Improvements in industrial robots are not visible to most of us. We might notice goods getting cheaper, as they have done for decades, but everyday encounters with robots will have to wait till the last levels of development.

Level one robots automate factories today. They do not require AI. They might be considered the pinnacle of the industrial engineering age, rather than the birth of autonomous robots.

Level two allows for pick and place workflows. Robotic arms sort components and correct themselves when they make mistakes. A small scale example was on display at the NVIDIA-HP stand at London Tech Week.

Level three allows for autonomous mobility. Robots read their environment and navigate obstacles and uneven terrain. They escape the factory and populate construction sites, oil and gas refineries and patrol industrial plant. At MSBC, we are already exploring using robots for site security and escorting visitors in sensitive areas.

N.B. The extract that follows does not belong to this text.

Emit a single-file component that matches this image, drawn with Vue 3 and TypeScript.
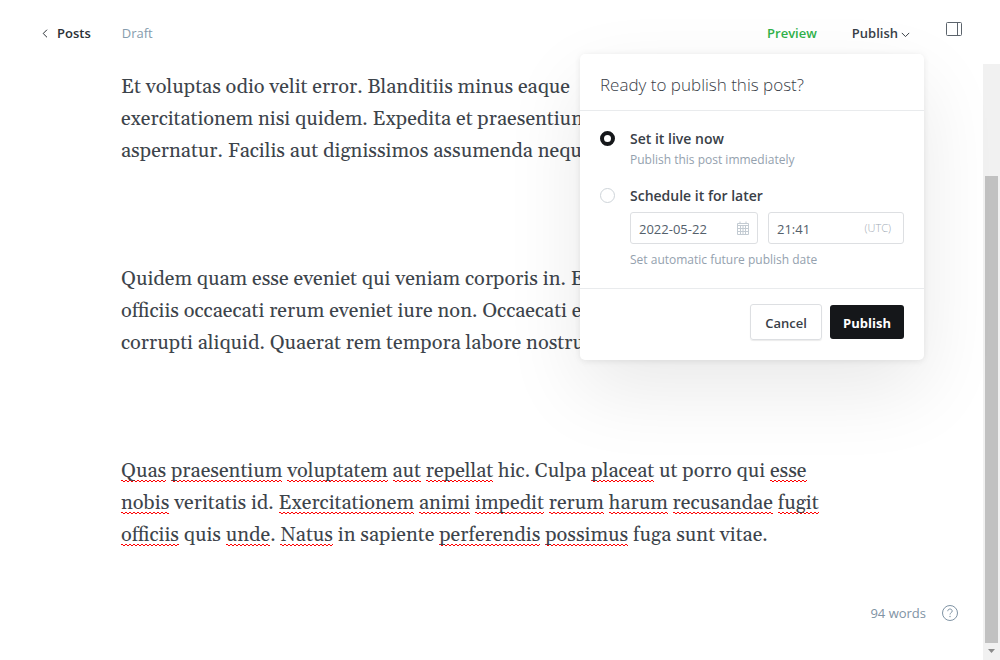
<script setup lang="ts">
import { ref } from 'vue'

interface Piece {
  text: string
  flagged?: boolean
}

const timing = ref<'now' | 'later'>('now')
const publishDate = ref('2022-05-22')
const publishTime = ref('21:41')

// Words wrapped in underscores carry the spell checker's mark.
const source: string[][] = [
  [
    'Et voluptas odio velit error. Blanditiis minus eaque',
    'exercitationem nisi quidem. Expedita et praesentium',
    'aspernatur. Facilis aut dignissimos assumenda neque',
  ],
  [
    'Quidem quam esse eveniet qui veniam corporis in. Et',
    'officiis occaecati rerum eveniet iure non. Occaecati et',
    'corrupti aliquid. Quaerat rem tempora labore nostrum',
  ],
  [
    '_Quas_ _praesentium_ _voluptatem_ _aut_ _repellat_ hic. Culpa _placeat_ ut porro qui _esse_',
    '_nobis_ veritatis id. _Exercitationem_ _animi_ _impedit_ _rerum_ _harum_ _recusandae_ _fugit_',
    '_officiis_ quis _unde_. _Natus_ in sapiente _perferendis_ _possimus_ fuga sunt vitae.',
  ],
]

function split(line: string): Piece[] {
  return line
    .split('_')
    .map((text, i) => ({ text, flagged: i % 2 === 1 }))
    .filter((piece) => piece.text !== '')
}

const paragraphs: Piece[][][] = source.map((lines) => lines.map(split))
</script>

<template>
  <div class="editor">
    <header class="topbar">
      <nav class="crumbs">
        <a class="back" href="#posts">
          <svg width="6" height="9" viewBox="0 0 6 9" aria-hidden="true">
            <path d="M5 .7 1.2 4.5 5 8.3" />
          </svg>
          Posts
        </a>
        <span class="status">Draft</span>
      </nav>
      <div class="actions">
        <button class="preview" type="button">Preview</button>
        <div class="menu">
          <button class="trigger" type="button" aria-expanded="true">
            Publish
            <svg width="9" height="6" viewBox="0 0 9 6" aria-hidden="true">
              <path d="M.8 .9 4.5 4.6 8.2 .9" />
            </svg>
          </button>

          <form class="popup" @submit.prevent>
            <h2>Ready to publish this post?</h2>
            <div class="options">
              <div class="option">
                <input id="now" v-model="timing" type="radio" name="timing" value="now" />
                <div class="detail">
                  <label for="now">Set it live now</label>
                  <p>Publish this post immediately</p>
                </div>
              </div>
              <div class="option">
                <input id="later" v-model="timing" type="radio" name="timing" value="later" />
                <div class="detail">
                  <label for="later">Schedule it for later</label>
                  <div class="fields">
                    <div class="field date">
                      <input v-model="publishDate" type="text" aria-label="Publish date" />
                      <svg width="12" height="14" viewBox="0 0 12 14" aria-hidden="true">
                        <path d="M.5 2.5h11v11H.5zM.5 4.5h11M.5 7.5h11M.5 10.5h11M3.5 4v9.5M6 4v9.5M8.5 4v9.5M3 .5v2M9 .5v2" />
                      </svg>
                    </div>
                    <div class="field time">
                      <input v-model="publishTime" type="text" aria-label="Publish time" />
                      <span>(UTC)</span>
                    </div>
                  </div>
                  <p>Set automatic future publish date</p>
                </div>
              </div>
            </div>
            <footer class="buttons">
              <button class="cancel" type="button">Cancel</button>
              <button class="publish" type="submit">Publish</button>
            </footer>
          </form>
        </div>
        <button class="sidebar" type="button" aria-label="Settings">
          <svg width="16" height="14" viewBox="0 0 16 14" aria-hidden="true">
            <rect x=".5" y=".5" width="15" height="13" rx="1" />
            <path d="M11.5 .5v13" />
          </svg>
        </button>
      </div>
    </header>

    <div class="workspace">
      <main class="canvas">
        <article>
          <p v-for="(lines, p) in paragraphs" :key="p">
            <span v-for="(line, l) in lines" :key="l" class="line"><span
              v-for="(piece, i) in line" :key="i" :class="{ flagged: piece.flagged }">{{ piece.text }}</span></span>
          </p>
        </article>
        <div class="count">
          <span>94 words</span>
          <a href="#help" aria-label="Help">
            <svg width="16" height="16" viewBox="0 0 16 16" aria-hidden="true">
              <circle cx="8" cy="8" r="7.5" />
              <path d="M5.8 6.2C5.8 4.8 6.7 4 8 4s2.2.9 2.2 2.1C10.2 7.7 8 7.7 8 9.5" />
              <circle class="dot" cx="8" cy="11.5" r=".7" />
            </svg>
          </a>
        </div>
      </main>
      <div class="scrollbar" aria-hidden="true">
        <div class="thumb"></div>
        <svg width="7" height="4" viewBox="0 0 7 4"><path d="M0 0h7L3.5 4z" /></svg>
      </div>
    </div>
  </div>
</template>

<style>
body {
  margin: 0;
  overflow: hidden;
}
</style>

<style scoped>
.editor {
  display: flex;
  flex-direction: column;
  height: 100vh;
  background: #fff;
  color: #394047;
  font: 400 13px/20px "Open Sans", "Noto Sans", sans-serif;
}

button,
input {
  font: inherit;
  color: inherit;
}

button {
  padding: 0;
  border: 0;
  background: none;
  cursor: pointer;
}

svg {
  fill: none;
  stroke: currentColor;
}

a {
  color: inherit;
  text-decoration: none;
}

.topbar {
  display: flex;
  justify-content: space-between;
  align-items: center;
  box-sizing: border-box;
  height: 64px;
  padding: 2px 38px 0 42px;
}

.crumbs,
.actions,
.back,
.trigger {
  display: flex;
  align-items: center;
}

.crumbs {
  gap: 31px;
}

.back {
  gap: 9px;
  color: #2b3036;
  font-weight: 600;
}

.status {
  color: #869cad;
}

.preview {
  margin-right: 35px;
  color: #30b24a;
  font-weight: 600;
}

.menu {
  position: relative;
}

.trigger {
  gap: 3px;
  font-weight: 600;
}

.trigger svg {
  margin-top: 4px;
}

.sidebar {
  display: flex;
  margin: 0 0 8px 36px;
  color: #5c646c;
}

.popup {
  position: absolute;
  z-index: 2;
  top: 31px;
  right: -14px;
  width: 344px;
  border-radius: 5px;
  background: #fff;
  box-shadow:
    0 0 7px rgba(0, 0, 0, 0.06),
    0 3px 7px rgba(0, 0, 0, 0.03),
    0 30px 80px rgba(0, 0, 0, 0.09);
}

.popup h2 {
  margin: 0;
  padding: 19px 20px 13px;
  border-bottom: 1px solid #e9ebed;
  font-size: 17px;
  line-height: 24px;
  font-weight: 300;
}

.options {
  display: grid;
  gap: 15px;
  padding: 18px 20px 17px;
}

.option {
  display: flex;
  gap: 15px;
}

.option > input {
  flex: none;
  appearance: none;
  box-sizing: border-box;
  width: 15px;
  height: 15px;
  margin: 2px 0 0;
  border: 1px solid #ced4d9;
  border-radius: 50%;
  background: #fff;
}

.option > input:checked {
  border: 4px solid #15171a;
}

.detail {
  flex: 1;
  min-width: 0;
}

.detail label {
  display: block;
  font-size: 14px;
  font-weight: 600;
}

.detail p {
  margin: 0;
  color: #94a1ae;
  font-size: 12px;
  line-height: 22px;
}

.fields {
  display: flex;
  gap: 10px;
  margin: 6px 0 5px;
}

.field {
  display: flex;
  align-items: center;
  box-sizing: border-box;
  min-width: 0;
  height: 32px;
  padding: 0 8px;
  border: 1px solid #dddfe2;
  border-radius: 3px;
}

.date {
  width: 128px;
}

.time {
  flex: 1;
  padding-right: 12px;
}

.field input {
  flex: 1;
  width: 0;
  min-width: 0;
  padding: 2px 0 0;
  border: 0;
  outline: 0;
  background: none;
  color: #54606b;
}

.field svg {
  color: #c3cbd2;
}

.field span {
  color: #9faab5;
  font-size: 11px;
  font-weight: 300;
}

.buttons {
  display: flex;
  justify-content: flex-end;
  align-items: center;
  gap: 8px;
  padding: 15px 20px 20px;
  border-top: 1px solid #e9ebed;
}

.buttons button {
  box-sizing: border-box;
  padding-top: 2px;
  border-radius: 3px;
  font-weight: 600;
}

.cancel {
  width: 72px;
  height: 36px;
  border: 1px solid #dddfe2;
  box-shadow: 0 1px 1px rgba(0, 0, 0, 0.08);
}

.buttons .publish {
  width: 74px;
  height: 34px;
  background: #15171a;
  color: #fff;
  font-weight: 700;
}

.workspace {
  display: flex;
  flex: 1;
  min-height: 0;
}

.canvas {
  position: relative;
  flex: 1;
  min-width: 0;
  overflow: hidden;
}

article {
  padding: 7px 121px 0;
  color: #3d444b;
  font-family: Georgia, Gelasio, "Liberation Serif", serif;
  font-size: 20px;
  line-height: 32px;
}

article p {
  margin: 0 0 96px;
}

.line {
  display: block;
  white-space: nowrap;
}

.flagged {
  --rise: calc(100% - 2px);
  background:
    linear-gradient(45deg, transparent 34%, #f00 34% 66%, transparent 66%) 0 var(--rise) / 4px 2px repeat-x,
    linear-gradient(135deg, transparent 34%, #f00 34% 66%, transparent 66%) 2px var(--rise) / 4px 2px repeat-x;
}

.count {
  position: absolute;
  right: 25px;
  bottom: 37px;
  display: flex;
  align-items: center;
  gap: 16px;
  color: #7f93a4;
}

.count a {
  display: flex;
}

.count .dot {
  fill: currentColor;
  stroke: none;
}

.scrollbar {
  display: flex;
  flex-direction: column;
  align-items: center;
  justify-content: flex-end;
  gap: 6px;
  box-sizing: border-box;
  width: 17px;
  padding-bottom: 7px;
  background: #f1f1f1;
}

.thumb {
  width: 13px;
  height: 79.3%;
  background: #c1c1c1;
}

.scrollbar path {
  fill: #8b8b8b;
  stroke: none;
}
</style>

Level four incorporates low-skill manipulation. Robots begin to appear in the home performing simple tasks such as folding clothes. Line cooks, logistics and machining workflows are automated.

At the final level five, robotic hands are capable of acting with varying degrees of force. They unscrew jars, lift delicate lids and perform most domestic chores. Combined with the vision and mobility of earlier stages, the robots are now everywhere.

There are doubts whether data and vision alone are enough to get us to this level. Tactile sensing is required. Consider how easy it is to rummage in a pocket for a phone. Yet this remains well beyond the robots of today. Only the exponential development of AI will get us there.

Nothing to See Here

I believe our robot future will prove the most impactful use of AI. Optimists expect it may be just a decade away. We will know it is here when we no longer notice. My kids cannot imagine a life without mobile phones, let alone computers. Their children will stare in similar disbelief that parents grew up without robots.   

Questions to Ask and Answer

  1. What pick and place tasks do I have in my business?

  2. Which simple tasks require vision and navigation?

  3. To what degree is touch essential in my workflows?